Всем исследованиям формального типа, каких сторон театра они бы ни касались, как регистрирующим лишь особенности театра как вещи, должно быть указано их место и предел. Театр как конкретность культуры может быть вскрыт лишь при учете его контекста, характера подразумевания и интерпретации, в которой мы осмысляем проходящую перед нами действительность.

4. Пора кончить с неясностями и предрассудками по вопросу о роли зрителя в театре. Положение о том, что зритель строит спектакль, или неверно, или есть метафора. Само собой разумеется, что спектакль дается ради зрителя и на воздействие на зрителя рассчитан. Нет спектакля без зрителя, как нет концерта без слушателя. Переживания актера – показываемые переживания. Все это несомненно. Как же зритель участвует в спектакле? Единственно тем, что своими реакциями он влияет на переживания актера и этим самым вызывает известные оттенки в игре актера. Но это совсем не называется строить спектакль.
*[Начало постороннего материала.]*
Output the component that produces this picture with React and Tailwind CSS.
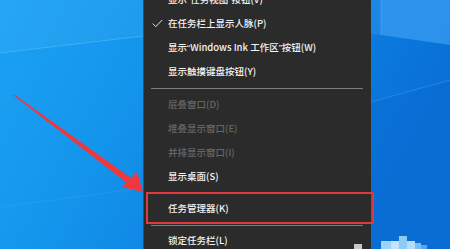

То, что режиссер и в выборе пьесы, и в характере постановки ориентируется на определенный круг зрителей, на их запросы, – это есть вопрос о «социальном заказе», который общ для всех искусств, а не свойственен одному театру.

5. Изучение творчества актера, как и построение системы воспитания актера, лишь тогда встанет на правильный путь, когда исследователи и практики отойдут от гипноза положений натуралистической, а потому и абстрактной общей психологии. Лишь отправляясь от конкретности и специфичности театрального предмета, можно будет вскрыть природу актерских переживаний. И только исходя отсюда может быть построена новая педагогика и методика воспитания актера.

6. Пора отказаться от положения, что в театре наряду с жестом мы имеем слово, имеем музыку и т. д. Стихия театра есть жест. Это есть не декларация, а указание специфичности предмета. Контекст театра есть сфера игры, осознаваемой как представление и как воплощение лиц. Это принципиально заставляет нас интерпретировать всю действительность театра в аспекте жеста – будет ли это слово, декорация, музыка и т. д. Анализ жеста может вскрыть весь предмет театра. В жесте даются многочисленные «мы», строящие театр. Эти формы могут даваться и в иных носителях – в декорациях, музыке, слове и т. д. Иного пути для раскрытия театра как целого – нет.